Last night's performance at the Interceltic Fest Noz was a celebration of the music, dance, and culture of Brittany, Wales, Galicia, Cornwall, Mann, Ireland, Scotland and Wales by scores of artists. These nations share history, languages, and feeling that made the jam-packed event strangely beautiful.
The Bretons of New York have an organization called BZH NY and a reputation for throwing great events. So to usher in Imbolc, they invited friends from across the Celtic lands to celebrate in our various manifestations.
Imbolc is associated in Ireland and Scotland with Bríd the mythological woman whose nineteen nuns tend the eternal fire at Cill Dara. The sacred fire is associated with Uisneach, the omphalos or spiritual bellybutton of Ireland-as-goddess, and it was there that Bríd is said to have taken the veil. Imbolc is one of four seasonal holidays in the Celtic world with Halloween (Samhain), Bealtaine and Lughnasadh.

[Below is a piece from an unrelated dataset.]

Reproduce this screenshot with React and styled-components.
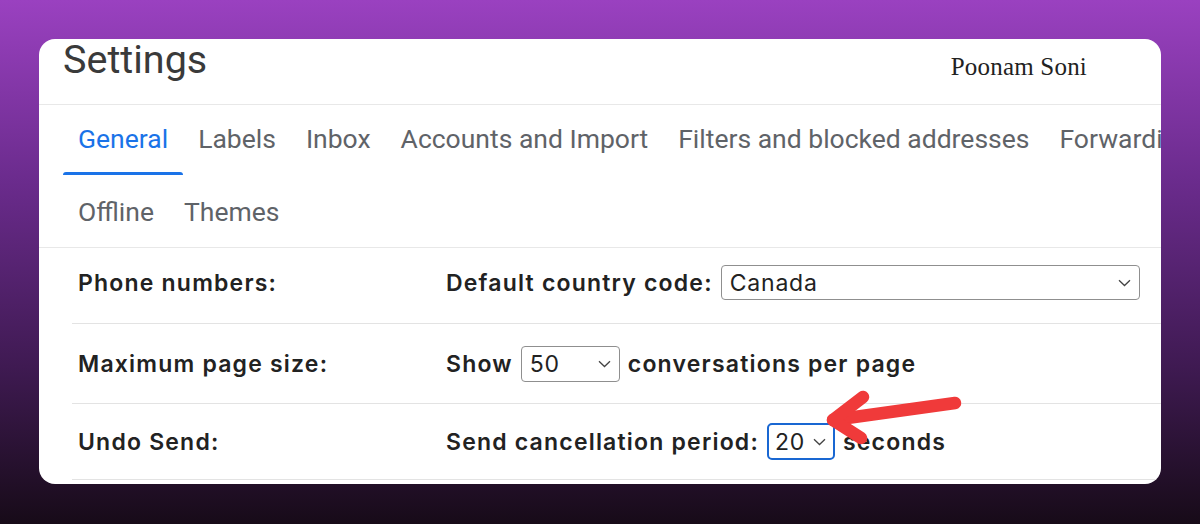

On Imbolc the goddess in the form of winter--cailleach--gathers kindling for the great fire that will become the Spring. On Mann, she is called Caillagh ny Groamagh, and she is imagined as a great bird who gathers the fire sticks in her beak.
The Celtic seasonal holidays fall in between the solstices and equinoxes, and use ceremony to help people think about coming seasonal change half way between a solstice and equinox, giving the year four "cardinal points" and four "ordinal points." You can read more about the Celtic calendar here.
Money raised by silent auction for art sold last night will be donated to Action Against Hunger and its Relief Efforts in Haiti.